■ Problem statement: Leave out the pictures and print only the lines from the one with "Rebuild this screenshot" through the one with "const SELECTED_ROW = 10;", exactly as they are.

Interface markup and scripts
+++

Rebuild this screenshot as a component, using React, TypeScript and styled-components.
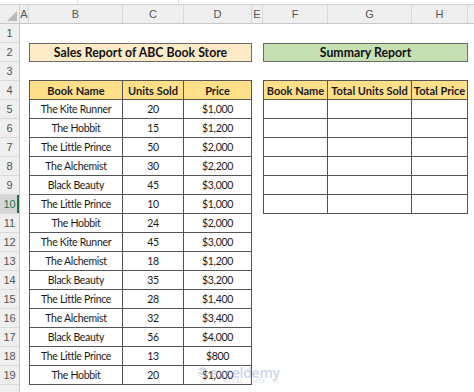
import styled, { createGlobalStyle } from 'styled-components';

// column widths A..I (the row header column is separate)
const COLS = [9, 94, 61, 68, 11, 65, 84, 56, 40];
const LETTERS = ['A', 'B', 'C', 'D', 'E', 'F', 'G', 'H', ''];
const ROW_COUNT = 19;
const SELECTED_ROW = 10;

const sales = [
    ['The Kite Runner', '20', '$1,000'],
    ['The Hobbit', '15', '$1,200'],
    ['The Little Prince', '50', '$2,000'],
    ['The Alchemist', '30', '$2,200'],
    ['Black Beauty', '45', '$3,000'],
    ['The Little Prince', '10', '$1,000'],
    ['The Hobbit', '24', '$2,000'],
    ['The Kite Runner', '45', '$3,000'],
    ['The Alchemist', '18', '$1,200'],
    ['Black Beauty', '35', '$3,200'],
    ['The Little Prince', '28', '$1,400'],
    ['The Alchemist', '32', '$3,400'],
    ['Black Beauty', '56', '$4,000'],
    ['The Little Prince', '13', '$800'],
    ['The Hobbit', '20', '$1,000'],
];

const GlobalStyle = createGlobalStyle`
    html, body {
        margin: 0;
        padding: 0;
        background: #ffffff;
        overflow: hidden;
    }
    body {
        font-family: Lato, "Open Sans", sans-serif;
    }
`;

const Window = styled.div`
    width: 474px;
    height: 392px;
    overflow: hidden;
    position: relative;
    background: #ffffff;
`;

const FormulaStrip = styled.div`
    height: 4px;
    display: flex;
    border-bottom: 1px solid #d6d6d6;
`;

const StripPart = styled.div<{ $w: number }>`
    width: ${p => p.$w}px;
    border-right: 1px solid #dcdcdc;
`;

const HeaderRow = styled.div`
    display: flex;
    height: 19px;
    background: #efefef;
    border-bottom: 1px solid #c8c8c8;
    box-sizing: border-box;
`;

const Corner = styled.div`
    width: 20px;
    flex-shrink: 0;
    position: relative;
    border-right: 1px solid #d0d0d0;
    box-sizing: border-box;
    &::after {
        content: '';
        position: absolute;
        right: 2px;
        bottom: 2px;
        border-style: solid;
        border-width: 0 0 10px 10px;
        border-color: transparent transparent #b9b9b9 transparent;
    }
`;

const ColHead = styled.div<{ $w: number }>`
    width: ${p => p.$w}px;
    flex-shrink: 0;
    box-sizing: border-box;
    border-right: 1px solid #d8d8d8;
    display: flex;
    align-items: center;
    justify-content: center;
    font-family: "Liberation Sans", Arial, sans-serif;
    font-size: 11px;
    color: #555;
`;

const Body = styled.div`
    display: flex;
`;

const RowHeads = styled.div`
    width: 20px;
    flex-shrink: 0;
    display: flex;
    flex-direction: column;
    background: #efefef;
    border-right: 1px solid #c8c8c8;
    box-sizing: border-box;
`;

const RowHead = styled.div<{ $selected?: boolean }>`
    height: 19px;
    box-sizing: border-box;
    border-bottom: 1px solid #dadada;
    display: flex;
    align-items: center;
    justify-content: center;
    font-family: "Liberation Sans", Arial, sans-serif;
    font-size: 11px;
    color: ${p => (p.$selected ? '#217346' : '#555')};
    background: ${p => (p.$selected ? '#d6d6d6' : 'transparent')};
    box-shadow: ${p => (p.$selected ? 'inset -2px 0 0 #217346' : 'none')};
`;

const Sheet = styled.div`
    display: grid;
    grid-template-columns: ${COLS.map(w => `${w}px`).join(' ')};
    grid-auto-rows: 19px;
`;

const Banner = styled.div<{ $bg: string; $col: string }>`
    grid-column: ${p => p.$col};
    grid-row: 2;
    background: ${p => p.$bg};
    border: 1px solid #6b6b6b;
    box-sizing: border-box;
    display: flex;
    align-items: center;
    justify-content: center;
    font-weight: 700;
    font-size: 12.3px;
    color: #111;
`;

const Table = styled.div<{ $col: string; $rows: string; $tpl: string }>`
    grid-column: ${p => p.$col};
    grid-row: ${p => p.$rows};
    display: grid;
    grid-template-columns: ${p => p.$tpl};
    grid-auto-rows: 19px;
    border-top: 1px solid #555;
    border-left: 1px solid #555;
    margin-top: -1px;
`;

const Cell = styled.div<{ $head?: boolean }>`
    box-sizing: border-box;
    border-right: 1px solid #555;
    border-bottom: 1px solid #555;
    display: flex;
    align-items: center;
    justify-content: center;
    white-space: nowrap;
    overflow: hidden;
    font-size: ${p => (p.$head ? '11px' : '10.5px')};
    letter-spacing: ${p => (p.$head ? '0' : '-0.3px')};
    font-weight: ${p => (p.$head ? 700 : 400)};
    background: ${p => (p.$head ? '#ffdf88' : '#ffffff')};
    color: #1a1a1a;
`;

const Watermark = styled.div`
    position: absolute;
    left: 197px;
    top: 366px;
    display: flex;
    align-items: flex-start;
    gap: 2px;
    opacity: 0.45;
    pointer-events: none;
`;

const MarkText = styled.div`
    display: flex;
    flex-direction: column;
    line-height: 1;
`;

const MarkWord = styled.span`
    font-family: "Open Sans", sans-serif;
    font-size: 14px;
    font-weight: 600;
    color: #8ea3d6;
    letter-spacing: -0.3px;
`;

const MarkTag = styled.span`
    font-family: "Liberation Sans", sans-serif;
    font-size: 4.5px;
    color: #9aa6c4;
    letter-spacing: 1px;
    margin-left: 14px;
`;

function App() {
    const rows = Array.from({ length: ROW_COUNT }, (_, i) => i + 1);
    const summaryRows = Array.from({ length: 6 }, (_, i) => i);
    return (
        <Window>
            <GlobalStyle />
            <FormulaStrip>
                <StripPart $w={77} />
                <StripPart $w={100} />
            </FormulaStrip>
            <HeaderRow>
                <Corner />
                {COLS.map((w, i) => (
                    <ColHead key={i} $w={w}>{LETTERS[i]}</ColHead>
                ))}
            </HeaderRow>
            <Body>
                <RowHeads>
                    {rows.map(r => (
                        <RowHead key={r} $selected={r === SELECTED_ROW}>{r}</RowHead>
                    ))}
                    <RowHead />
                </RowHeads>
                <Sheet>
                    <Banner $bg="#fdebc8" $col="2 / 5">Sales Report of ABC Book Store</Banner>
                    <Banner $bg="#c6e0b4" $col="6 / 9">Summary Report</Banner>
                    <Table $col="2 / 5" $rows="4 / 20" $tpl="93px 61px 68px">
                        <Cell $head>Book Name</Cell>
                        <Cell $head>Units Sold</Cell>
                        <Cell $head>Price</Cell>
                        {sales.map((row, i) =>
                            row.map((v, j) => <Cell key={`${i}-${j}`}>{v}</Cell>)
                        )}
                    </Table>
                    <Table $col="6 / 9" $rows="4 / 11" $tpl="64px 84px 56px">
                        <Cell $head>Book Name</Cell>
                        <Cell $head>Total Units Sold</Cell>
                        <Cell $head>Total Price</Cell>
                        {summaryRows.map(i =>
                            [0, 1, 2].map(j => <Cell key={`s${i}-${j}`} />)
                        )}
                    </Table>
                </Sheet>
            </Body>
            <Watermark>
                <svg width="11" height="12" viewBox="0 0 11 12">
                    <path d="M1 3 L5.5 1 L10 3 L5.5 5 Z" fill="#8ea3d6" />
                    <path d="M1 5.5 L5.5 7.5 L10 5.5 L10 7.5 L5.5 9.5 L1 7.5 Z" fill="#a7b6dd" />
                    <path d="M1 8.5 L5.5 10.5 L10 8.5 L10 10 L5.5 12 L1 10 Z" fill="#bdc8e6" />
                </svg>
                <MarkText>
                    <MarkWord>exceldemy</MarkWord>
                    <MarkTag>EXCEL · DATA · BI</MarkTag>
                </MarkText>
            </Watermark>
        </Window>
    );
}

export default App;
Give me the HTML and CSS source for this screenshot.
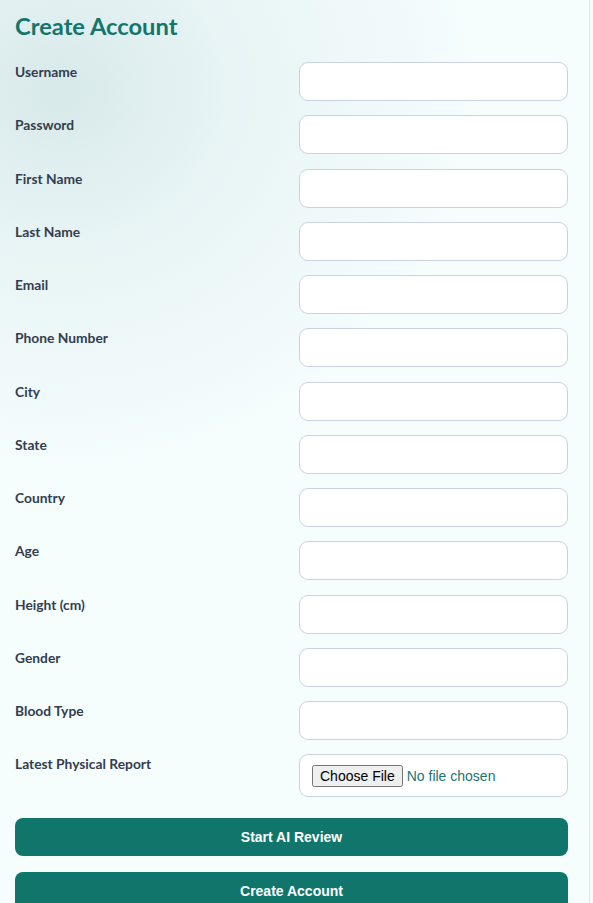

+++

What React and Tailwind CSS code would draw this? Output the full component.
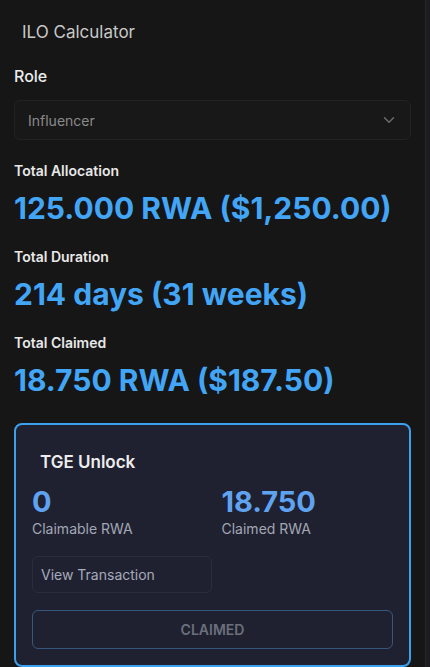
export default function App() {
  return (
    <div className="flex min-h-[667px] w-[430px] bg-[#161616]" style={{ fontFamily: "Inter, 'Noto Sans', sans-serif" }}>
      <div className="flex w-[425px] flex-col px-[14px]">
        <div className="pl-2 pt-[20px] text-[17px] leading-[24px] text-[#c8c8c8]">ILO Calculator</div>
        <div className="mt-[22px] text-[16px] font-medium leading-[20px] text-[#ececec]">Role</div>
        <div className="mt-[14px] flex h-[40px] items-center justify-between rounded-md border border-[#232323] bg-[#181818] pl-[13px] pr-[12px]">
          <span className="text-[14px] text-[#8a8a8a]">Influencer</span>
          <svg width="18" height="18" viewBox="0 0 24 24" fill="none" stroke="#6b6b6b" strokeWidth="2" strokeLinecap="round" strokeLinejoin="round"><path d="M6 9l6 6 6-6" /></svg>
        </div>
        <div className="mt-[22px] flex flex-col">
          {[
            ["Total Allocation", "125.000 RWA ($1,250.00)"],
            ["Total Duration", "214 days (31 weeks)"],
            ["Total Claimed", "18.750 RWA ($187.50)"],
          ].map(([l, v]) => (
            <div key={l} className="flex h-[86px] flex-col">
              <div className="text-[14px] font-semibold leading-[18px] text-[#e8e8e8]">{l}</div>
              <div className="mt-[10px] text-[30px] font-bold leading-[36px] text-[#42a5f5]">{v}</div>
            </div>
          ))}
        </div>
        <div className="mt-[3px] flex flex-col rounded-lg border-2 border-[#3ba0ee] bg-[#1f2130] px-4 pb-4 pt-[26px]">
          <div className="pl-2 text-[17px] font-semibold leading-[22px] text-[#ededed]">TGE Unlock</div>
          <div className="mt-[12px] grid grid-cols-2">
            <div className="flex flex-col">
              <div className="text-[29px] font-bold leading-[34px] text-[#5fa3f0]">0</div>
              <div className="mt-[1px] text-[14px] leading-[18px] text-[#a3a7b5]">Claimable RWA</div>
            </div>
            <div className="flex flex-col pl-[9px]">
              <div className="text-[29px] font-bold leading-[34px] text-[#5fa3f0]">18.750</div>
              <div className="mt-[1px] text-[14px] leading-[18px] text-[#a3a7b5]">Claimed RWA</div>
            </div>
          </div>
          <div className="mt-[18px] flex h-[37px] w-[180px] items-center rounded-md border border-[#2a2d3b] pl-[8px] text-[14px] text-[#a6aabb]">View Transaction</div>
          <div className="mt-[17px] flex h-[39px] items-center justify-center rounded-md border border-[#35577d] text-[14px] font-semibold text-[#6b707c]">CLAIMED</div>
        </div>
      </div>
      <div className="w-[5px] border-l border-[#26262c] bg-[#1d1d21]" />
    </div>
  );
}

+++

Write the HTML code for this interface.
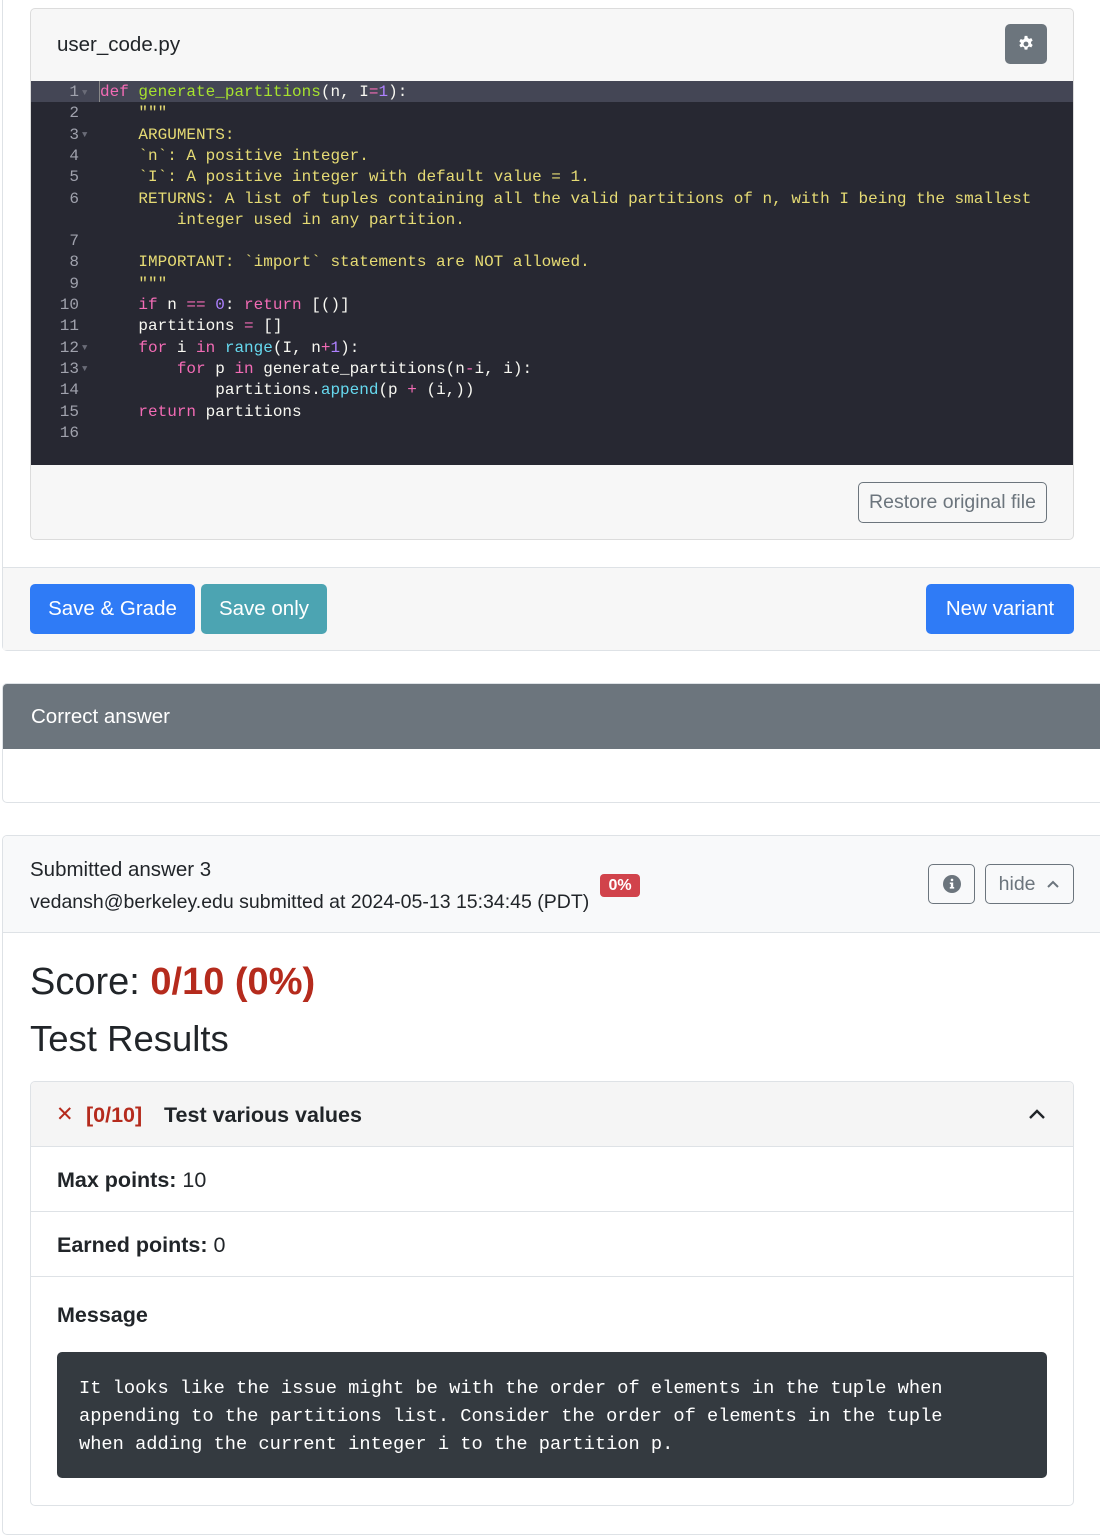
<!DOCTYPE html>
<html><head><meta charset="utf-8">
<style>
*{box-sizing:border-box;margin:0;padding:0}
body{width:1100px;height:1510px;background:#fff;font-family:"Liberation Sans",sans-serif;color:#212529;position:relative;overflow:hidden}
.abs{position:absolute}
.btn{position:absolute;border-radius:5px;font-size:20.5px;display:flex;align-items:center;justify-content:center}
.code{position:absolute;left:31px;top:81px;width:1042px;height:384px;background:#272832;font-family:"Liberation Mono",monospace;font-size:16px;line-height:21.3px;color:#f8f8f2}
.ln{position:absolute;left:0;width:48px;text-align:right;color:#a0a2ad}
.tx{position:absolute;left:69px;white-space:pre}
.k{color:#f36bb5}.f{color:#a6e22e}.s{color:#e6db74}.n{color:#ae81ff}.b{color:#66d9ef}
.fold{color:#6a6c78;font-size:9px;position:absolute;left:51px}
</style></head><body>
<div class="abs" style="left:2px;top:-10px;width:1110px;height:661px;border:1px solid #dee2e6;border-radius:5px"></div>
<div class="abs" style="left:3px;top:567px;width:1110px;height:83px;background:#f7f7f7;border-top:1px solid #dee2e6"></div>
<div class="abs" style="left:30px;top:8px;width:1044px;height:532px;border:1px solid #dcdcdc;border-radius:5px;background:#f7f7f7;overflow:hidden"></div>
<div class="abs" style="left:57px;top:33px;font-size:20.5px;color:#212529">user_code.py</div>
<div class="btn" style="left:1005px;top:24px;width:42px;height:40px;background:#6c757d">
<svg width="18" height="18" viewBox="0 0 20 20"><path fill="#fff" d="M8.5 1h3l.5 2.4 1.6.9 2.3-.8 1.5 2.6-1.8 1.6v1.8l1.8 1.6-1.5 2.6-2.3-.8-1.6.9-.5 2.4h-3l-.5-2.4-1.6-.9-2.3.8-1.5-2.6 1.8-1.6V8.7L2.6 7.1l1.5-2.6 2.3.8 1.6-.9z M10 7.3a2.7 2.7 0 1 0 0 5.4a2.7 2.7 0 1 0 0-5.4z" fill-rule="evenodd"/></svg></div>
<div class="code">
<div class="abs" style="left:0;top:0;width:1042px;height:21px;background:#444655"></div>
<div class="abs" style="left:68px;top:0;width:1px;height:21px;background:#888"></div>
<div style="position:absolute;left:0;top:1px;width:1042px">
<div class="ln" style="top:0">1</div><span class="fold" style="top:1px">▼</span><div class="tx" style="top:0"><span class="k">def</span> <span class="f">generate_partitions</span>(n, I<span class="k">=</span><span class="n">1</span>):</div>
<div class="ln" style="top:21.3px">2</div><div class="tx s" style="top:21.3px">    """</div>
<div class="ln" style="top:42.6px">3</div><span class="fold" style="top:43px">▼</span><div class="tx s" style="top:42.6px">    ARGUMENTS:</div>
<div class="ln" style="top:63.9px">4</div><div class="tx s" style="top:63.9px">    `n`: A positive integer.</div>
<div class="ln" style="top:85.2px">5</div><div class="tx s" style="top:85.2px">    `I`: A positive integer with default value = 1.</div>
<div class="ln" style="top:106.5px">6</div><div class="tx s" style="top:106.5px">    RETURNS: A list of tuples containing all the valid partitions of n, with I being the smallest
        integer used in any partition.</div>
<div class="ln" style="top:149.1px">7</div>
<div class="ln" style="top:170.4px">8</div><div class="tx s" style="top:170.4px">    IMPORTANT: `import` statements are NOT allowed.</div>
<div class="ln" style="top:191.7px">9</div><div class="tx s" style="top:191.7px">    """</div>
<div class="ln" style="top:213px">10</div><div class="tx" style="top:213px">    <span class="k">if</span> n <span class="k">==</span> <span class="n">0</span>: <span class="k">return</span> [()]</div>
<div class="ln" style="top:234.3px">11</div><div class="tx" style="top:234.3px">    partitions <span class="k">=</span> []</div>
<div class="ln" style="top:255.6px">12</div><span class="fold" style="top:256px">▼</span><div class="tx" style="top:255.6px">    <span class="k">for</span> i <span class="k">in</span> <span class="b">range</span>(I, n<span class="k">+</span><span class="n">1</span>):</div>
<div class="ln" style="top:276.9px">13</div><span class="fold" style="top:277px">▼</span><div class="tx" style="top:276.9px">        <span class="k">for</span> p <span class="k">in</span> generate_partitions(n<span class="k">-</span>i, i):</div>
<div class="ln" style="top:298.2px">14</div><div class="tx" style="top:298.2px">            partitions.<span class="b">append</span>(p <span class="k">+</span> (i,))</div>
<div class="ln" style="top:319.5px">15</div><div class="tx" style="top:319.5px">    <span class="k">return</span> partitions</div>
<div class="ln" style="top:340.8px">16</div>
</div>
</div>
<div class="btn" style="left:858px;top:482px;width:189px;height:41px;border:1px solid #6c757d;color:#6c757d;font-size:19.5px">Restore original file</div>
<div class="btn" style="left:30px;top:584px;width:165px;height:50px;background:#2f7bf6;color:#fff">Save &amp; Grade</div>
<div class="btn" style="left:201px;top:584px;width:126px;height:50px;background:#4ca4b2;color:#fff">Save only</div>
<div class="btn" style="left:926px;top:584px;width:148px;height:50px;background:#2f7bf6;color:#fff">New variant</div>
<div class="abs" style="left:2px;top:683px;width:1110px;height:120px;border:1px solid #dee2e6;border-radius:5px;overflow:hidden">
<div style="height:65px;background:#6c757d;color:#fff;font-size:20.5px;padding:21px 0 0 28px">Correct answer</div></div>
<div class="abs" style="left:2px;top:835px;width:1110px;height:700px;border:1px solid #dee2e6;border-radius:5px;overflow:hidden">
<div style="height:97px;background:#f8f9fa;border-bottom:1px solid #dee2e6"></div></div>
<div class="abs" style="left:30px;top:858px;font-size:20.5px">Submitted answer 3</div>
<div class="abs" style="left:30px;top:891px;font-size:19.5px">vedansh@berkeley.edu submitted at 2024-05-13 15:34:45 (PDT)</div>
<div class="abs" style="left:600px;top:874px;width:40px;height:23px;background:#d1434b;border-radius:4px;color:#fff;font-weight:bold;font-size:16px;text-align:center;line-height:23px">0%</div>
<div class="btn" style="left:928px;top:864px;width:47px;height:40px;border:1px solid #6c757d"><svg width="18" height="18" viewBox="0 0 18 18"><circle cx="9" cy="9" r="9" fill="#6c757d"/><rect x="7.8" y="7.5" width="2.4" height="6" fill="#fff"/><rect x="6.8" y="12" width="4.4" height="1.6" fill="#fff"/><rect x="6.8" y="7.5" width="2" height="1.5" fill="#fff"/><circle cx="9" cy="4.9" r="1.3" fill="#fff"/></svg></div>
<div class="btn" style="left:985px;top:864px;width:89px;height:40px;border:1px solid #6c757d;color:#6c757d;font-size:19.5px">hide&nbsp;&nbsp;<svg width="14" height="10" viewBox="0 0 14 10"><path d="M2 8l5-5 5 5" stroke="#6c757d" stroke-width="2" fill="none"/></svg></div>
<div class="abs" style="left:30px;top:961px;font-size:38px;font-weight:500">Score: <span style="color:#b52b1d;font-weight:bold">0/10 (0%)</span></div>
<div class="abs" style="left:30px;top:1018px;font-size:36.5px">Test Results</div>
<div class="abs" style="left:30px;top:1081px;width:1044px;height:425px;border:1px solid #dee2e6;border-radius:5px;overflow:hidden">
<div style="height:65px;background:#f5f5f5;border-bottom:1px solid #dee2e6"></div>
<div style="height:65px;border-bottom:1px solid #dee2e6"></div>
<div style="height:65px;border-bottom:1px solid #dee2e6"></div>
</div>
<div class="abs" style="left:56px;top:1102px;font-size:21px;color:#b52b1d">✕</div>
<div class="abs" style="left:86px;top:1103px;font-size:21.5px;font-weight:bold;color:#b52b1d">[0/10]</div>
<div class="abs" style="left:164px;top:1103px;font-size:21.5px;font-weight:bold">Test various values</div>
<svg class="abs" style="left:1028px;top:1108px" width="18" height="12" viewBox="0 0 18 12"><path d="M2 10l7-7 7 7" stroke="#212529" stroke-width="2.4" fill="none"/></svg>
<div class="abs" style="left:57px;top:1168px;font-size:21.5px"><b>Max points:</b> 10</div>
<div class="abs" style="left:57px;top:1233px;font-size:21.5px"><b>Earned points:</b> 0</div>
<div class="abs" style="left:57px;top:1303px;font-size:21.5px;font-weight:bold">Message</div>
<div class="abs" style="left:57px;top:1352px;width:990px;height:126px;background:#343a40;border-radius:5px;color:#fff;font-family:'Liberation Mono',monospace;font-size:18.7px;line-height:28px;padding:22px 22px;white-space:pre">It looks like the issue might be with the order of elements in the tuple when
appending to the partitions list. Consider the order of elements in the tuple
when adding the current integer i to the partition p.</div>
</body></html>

+++

■ Result below:
Rebuild this screenshot as a component, using React, TypeScript and styled-components.
import styled, { createGlobalStyle } from 'styled-components';

// column widths A..I (the row header column is separate)
const COLS = [9, 94, 61, 68, 11, 65, 84, 56, 40];
const LETTERS = ['A', 'B', 'C', 'D', 'E', 'F', 'G', 'H', ''];
const ROW_COUNT = 19;
const SELECTED_ROW = 10;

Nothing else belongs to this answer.